■ Stated problem ■
Look for the string "React" in every line, and copy each line that has it.
[Begin Material provided]
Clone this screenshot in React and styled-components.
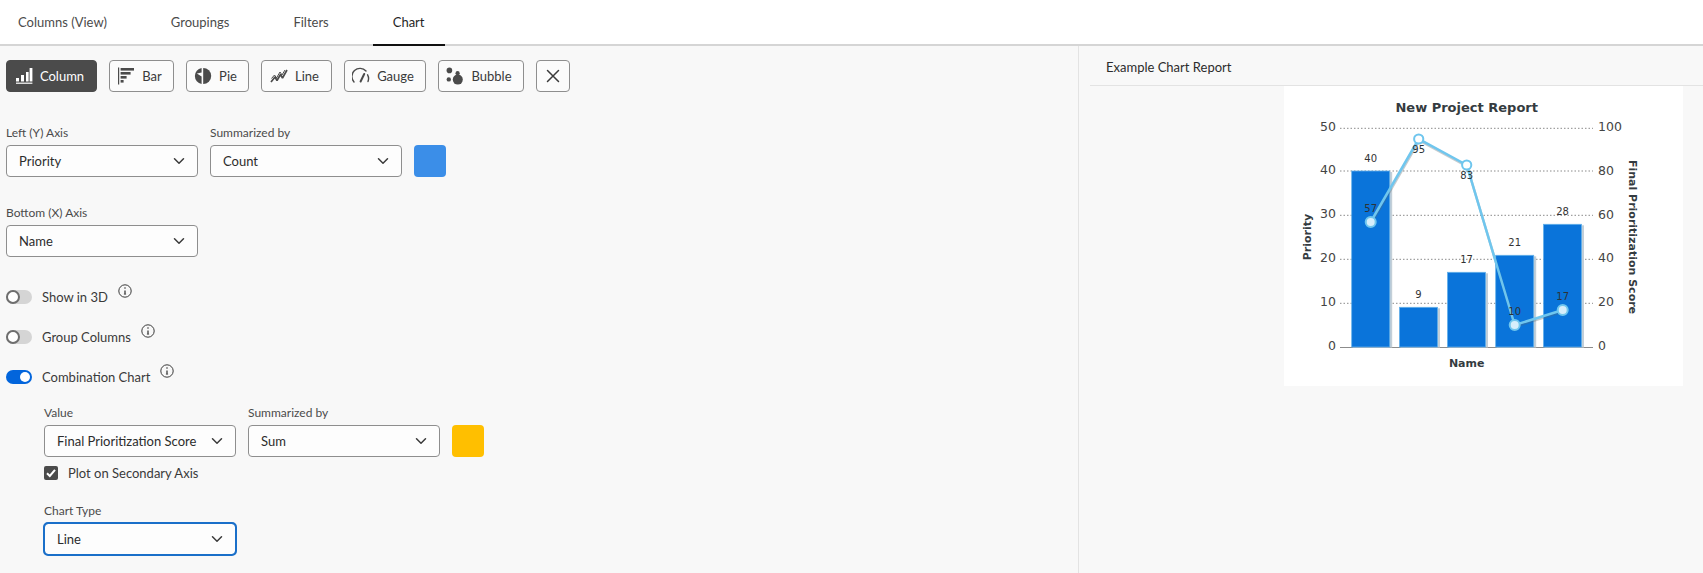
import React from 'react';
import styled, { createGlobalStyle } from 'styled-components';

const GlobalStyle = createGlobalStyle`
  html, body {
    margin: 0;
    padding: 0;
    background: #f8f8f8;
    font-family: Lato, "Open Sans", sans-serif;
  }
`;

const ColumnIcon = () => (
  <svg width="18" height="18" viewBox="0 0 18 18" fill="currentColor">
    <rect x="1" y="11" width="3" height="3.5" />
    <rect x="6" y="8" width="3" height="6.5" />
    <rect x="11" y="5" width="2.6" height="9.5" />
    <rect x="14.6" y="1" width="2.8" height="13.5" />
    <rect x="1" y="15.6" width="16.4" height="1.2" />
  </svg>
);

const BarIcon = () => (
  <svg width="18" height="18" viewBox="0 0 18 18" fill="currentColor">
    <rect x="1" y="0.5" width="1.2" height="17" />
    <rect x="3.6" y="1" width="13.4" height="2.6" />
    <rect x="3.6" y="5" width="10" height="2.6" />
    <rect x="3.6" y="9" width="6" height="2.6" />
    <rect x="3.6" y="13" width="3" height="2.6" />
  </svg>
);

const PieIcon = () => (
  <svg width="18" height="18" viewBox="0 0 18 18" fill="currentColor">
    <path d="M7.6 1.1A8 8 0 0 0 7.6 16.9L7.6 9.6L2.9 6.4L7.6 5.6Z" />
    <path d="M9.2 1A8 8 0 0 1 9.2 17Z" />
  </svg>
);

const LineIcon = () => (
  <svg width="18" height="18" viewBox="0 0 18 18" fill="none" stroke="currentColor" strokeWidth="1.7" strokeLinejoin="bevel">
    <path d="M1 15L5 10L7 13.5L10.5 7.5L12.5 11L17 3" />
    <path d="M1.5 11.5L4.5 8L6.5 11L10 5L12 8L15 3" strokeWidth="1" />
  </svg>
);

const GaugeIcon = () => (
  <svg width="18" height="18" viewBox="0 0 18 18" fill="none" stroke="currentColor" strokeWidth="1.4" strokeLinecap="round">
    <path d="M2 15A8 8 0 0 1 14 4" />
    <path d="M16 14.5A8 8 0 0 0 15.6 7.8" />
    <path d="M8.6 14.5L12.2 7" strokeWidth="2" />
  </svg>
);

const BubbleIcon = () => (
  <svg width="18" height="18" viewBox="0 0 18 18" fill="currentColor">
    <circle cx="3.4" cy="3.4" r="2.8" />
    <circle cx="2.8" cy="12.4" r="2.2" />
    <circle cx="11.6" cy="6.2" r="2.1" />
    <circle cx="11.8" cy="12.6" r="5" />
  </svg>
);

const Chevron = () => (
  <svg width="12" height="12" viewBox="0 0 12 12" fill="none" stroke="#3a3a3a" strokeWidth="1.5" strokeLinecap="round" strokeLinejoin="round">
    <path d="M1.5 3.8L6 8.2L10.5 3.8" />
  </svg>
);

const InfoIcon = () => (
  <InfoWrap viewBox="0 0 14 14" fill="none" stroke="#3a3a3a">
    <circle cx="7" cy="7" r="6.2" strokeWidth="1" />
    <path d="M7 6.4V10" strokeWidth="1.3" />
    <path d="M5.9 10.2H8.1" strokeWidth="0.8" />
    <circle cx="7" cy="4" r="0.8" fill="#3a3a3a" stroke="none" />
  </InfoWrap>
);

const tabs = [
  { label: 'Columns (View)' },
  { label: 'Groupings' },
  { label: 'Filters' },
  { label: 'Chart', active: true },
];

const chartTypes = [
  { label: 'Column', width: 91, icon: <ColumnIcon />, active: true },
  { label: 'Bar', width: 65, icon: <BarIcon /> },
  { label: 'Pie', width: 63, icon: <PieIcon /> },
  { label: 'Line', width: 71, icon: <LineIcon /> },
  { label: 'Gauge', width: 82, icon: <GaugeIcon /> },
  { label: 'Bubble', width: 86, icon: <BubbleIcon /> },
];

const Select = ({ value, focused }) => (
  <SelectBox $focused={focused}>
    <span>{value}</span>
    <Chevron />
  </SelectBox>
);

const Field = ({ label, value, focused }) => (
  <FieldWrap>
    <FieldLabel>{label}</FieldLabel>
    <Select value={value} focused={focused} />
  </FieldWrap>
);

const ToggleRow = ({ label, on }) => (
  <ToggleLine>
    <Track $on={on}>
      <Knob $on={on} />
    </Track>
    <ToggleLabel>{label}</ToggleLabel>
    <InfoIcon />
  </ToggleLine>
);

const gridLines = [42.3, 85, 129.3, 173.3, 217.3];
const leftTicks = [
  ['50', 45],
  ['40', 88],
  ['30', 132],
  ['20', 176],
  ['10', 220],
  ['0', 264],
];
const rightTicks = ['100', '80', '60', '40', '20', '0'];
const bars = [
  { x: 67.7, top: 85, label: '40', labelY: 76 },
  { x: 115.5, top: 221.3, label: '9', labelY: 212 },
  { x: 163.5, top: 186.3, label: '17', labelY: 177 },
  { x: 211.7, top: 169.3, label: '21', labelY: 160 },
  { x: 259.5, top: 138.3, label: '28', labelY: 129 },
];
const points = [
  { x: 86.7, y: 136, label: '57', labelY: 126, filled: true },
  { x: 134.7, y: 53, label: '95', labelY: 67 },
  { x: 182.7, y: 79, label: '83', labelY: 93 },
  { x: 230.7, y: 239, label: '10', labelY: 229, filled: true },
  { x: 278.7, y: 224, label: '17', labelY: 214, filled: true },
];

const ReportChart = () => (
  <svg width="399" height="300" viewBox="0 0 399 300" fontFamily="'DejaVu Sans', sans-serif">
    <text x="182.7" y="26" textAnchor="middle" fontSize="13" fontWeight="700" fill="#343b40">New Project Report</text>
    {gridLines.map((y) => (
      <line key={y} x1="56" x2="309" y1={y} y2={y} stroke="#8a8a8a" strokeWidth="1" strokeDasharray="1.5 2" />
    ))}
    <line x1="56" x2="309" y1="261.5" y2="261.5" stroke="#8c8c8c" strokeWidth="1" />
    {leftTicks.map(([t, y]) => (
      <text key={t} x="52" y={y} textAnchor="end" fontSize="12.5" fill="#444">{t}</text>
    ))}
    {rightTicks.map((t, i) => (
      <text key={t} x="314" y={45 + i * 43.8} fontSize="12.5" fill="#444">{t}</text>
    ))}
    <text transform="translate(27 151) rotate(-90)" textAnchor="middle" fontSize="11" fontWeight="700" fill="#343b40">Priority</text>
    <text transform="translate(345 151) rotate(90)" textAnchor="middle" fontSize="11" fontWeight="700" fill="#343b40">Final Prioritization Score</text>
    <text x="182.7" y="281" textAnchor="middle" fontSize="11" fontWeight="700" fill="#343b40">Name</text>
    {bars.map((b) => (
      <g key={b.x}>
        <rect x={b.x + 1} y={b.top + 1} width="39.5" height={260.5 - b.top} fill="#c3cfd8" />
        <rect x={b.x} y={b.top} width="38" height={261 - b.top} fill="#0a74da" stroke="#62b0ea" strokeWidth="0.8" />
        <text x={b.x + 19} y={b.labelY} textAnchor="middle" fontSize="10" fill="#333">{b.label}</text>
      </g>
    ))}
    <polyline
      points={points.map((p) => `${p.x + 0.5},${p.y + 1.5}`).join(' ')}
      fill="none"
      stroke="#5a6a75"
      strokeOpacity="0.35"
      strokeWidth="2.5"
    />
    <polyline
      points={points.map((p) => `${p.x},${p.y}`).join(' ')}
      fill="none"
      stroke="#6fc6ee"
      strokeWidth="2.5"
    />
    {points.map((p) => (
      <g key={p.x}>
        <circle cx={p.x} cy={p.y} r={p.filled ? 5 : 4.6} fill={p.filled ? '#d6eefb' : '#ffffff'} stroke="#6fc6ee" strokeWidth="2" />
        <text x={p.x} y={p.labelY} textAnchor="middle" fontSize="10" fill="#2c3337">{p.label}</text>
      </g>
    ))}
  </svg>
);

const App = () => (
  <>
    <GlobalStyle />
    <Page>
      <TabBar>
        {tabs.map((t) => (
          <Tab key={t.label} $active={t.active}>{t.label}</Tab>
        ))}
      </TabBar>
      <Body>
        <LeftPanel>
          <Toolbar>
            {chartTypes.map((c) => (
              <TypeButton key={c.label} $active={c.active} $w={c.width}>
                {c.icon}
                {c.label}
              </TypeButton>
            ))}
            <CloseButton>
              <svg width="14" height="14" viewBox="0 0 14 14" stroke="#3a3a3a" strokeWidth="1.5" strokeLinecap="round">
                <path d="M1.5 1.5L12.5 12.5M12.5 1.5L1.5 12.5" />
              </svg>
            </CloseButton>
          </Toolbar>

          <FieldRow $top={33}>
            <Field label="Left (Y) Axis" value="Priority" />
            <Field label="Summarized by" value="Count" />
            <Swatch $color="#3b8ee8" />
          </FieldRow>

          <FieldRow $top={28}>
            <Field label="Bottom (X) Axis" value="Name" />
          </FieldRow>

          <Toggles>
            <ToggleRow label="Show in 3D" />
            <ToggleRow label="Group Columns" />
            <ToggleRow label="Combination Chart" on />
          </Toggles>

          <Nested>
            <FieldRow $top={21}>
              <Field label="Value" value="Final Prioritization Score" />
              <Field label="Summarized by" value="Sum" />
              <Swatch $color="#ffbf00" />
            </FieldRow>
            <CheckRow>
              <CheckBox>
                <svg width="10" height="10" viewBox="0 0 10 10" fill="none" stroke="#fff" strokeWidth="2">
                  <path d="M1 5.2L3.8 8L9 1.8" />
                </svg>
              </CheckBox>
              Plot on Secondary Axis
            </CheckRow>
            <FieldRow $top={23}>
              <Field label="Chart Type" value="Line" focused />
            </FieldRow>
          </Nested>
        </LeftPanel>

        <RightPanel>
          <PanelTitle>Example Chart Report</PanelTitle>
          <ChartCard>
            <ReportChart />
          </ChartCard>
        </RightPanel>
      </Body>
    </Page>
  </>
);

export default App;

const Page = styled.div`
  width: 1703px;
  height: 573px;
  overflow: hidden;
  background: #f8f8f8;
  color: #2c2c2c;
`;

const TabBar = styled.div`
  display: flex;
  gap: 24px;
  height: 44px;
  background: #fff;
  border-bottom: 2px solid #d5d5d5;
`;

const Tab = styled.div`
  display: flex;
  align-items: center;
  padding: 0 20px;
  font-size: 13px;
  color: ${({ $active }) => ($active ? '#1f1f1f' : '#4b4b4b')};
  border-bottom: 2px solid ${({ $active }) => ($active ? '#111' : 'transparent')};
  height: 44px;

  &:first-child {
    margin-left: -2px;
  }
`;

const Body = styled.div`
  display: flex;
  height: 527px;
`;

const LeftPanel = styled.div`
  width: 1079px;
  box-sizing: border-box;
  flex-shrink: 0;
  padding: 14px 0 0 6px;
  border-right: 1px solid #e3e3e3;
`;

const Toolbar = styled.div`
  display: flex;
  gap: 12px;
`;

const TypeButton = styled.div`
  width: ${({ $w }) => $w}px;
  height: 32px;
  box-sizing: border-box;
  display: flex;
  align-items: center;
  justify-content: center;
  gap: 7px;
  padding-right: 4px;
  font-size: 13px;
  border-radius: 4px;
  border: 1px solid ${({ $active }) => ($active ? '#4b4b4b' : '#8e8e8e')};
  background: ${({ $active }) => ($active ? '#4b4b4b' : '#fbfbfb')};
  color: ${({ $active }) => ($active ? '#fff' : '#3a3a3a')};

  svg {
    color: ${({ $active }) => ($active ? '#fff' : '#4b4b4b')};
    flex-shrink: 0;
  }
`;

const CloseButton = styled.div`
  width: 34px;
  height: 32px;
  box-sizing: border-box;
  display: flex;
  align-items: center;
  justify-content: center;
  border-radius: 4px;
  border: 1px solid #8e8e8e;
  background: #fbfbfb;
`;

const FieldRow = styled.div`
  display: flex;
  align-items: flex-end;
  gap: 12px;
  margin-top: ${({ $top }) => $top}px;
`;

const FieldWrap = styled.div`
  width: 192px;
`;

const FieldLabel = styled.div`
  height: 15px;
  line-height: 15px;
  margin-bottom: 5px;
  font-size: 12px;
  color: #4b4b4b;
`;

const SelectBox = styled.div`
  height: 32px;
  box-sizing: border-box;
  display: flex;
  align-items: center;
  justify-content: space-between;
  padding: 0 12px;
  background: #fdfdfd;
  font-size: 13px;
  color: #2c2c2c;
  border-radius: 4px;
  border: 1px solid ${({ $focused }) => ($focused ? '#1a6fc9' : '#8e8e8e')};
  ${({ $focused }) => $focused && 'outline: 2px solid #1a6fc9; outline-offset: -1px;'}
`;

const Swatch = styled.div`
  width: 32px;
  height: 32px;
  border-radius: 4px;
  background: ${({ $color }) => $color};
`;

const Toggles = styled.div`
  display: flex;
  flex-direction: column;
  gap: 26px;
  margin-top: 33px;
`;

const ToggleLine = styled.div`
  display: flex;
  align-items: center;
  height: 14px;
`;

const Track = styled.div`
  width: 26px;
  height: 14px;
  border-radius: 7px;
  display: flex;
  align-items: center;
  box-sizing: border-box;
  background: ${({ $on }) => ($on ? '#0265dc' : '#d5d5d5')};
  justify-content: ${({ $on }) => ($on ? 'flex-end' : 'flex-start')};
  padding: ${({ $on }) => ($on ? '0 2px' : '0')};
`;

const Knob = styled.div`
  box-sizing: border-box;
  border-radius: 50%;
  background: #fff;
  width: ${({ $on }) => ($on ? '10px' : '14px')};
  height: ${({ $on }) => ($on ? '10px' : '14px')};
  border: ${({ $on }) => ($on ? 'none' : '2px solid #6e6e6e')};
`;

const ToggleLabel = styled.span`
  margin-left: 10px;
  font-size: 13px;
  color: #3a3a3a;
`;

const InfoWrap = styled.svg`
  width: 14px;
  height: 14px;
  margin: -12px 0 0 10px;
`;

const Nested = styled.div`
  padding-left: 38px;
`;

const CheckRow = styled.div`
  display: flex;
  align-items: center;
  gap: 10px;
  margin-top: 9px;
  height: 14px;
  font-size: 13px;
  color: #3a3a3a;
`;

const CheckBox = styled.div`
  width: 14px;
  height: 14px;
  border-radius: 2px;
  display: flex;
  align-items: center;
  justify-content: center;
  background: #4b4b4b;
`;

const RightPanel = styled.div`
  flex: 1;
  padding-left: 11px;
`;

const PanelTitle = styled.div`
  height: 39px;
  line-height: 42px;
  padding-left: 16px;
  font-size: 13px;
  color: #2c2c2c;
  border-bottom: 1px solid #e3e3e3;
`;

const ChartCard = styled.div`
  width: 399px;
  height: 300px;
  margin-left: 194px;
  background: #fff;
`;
[End Material provided]
■ Solution to the problem ■
Clone this screenshot in React and styled-components.
import React from 'react';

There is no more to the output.